Research

MHD Turbulence

  1. Using renormalization group analysis we showed that the Alfvèn waves are modulated by the "local mean magnetic field" that scales as k^{-1/3}. As a result, Kraichnan's -3/2 arguments are modified and we recover Kolmogorov's -5/3 spectrum for MHD turbulence.
  2. We also computed renormalized viscosity and mangetic diffusivity with renormalization group formulism.
  3. We formulated how to compute energy transfers and flux for MHD turbulence, and then computed them using numerical simulations.
  4. We related the above fluxes to the dynamo mechanism, and observed many interesting patterns.
  5. We studied the anisotropic energy spectrum and energy transfers in quasi-static MHD turbulence.

Dynamo

  1. We compute various energy fluxes of dynamo for large-scale and small-scale dynamos, and discover interesting insights which are given below.
  2. For large scale dynamos, the dominant contribution is from the large-scale velocity field to the large-scale magnetic field.
  3. For small-scale dynamos, the maximal energy transfer is from the large-scale velocity field to the small-scale magnetic field. However, the length scale to which the energy is transferred keeps getting larger and larger with time.
  4. We studied the dynamo transitions for small Prandtl number and large Prandtl number dynamos. For Taylor-Green forcing, the former class exhibits subcritical transition, while the latter one exhibits supercritical transition.
  5. We also construct several low-dimensional models of dynamo that provide valuable insights.

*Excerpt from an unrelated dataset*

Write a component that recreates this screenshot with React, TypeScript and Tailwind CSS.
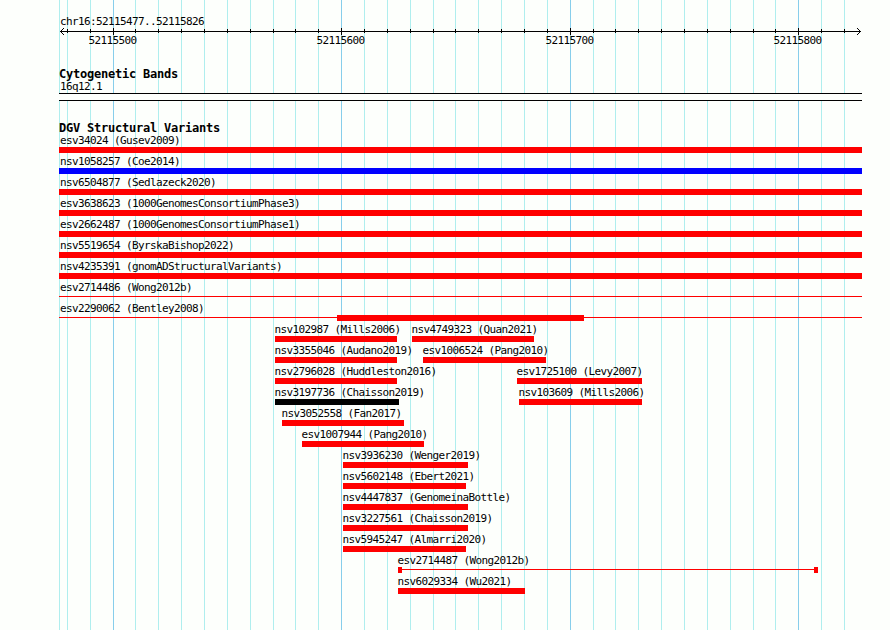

Turbulent Thermal Convection

  1. Based on energy flux arguments, we showed that turbulent thermal convection has Kolmogorov-like spectrum (5/3), and almost constant energy flux. These arguments rule out the Bolgiano-Obukhov scaling for the this flow. These predictions were verified using direct numerical simulation on 4096^3 grid.
  2. The walls affect the flow in many ways. For example, the temperature spectrum exhibits dual cascade with one branch directly coming from the constancy of the temperature in the bulk.
  3. We showed that the correlations induced by the walls are one of the factors for Nu scaling exponent to be around 0.3 (not 1/2).
  4. We have studied the dynamics of flow reversals and show that large-scale fields play a critical role in these reversals. we constructed several nonlinear dynamics models of such reversals. We also related them the to the magnetic field reversals in dynamo.
  5. We constructed shell models for turbulent thermal convection. The results of the shell model are close to those of direct numerical simulations.

Stably Stratified Turbulence

  1. We provided a numerical validation of Bolgiano-Obukhov scaling of moderately stably-stratified turbulence.
  2. We constructed a shell model of stably stratified turbulence that explains scaling for small and moderate Richardson numbers.

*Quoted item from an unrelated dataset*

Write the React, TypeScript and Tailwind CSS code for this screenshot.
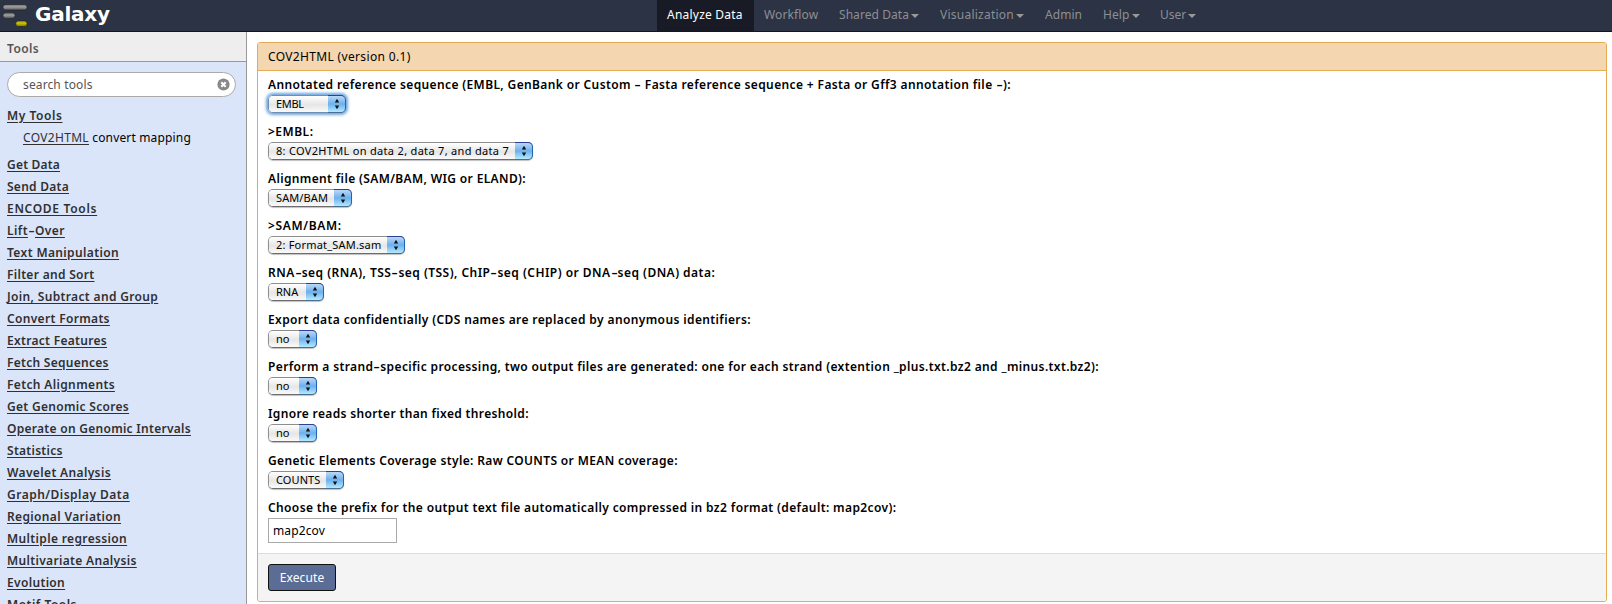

Computational Physics and High Performance Computing

  1. SPECTRAL CODE TARANG: A general-purpose, opensource, parallel and modular C++ flow solver with with around 1 lacs lines of code; it can solve incompressible fluid flow, Rayleigh–Bénard convection, passive and active scalars, magnetohydrodynamics, liquid metals, rotating flows, etc. It scales up to 196608 processors of Cray XC40. It is being used by around 15 research groups across the world. I received Dr. APJ Abdul Kalam Cray HPC award for TARANG.
  2. FINITE DIFFERENCE PDE SOLVER: Flow and electromagnetic solver. Uses multigrid method for pressure solver. Being ported to GPU.

Nonequilibrium Statistical Mechanics

  1. We show that the asymmetric energy transfers from the large scales to small scales play an important role in determining arrow of time in driven dissipative nonequilibrium systems. This mechanism clarifies the role of dissipation in such systems.
  2. We derived universal scaling laws for driven nonequilibrium systems that relate the amplitude and recurrence time interval distribution of large events.
  3. We show that self-organized critiicality could be used to derive 1/f noise observed in Anion channels of neural cells.
  4. We computed the intermittency exponents and energy spectra of the Burgers and KPZ equations with correlated noise.

Astrophysical Flows

  1. For the solar wind, we showed that the turbulent heating plays a major role in the evolution of temperature of the solar wind.
  2. We computed the nonclassical (anomalous) viscosity and resistivity of the solar wind plasma using turbulence modelling.
  3. Using the estimates of the magnetic Reynolds number in protostars, we predict the existence of dynamo in such systems.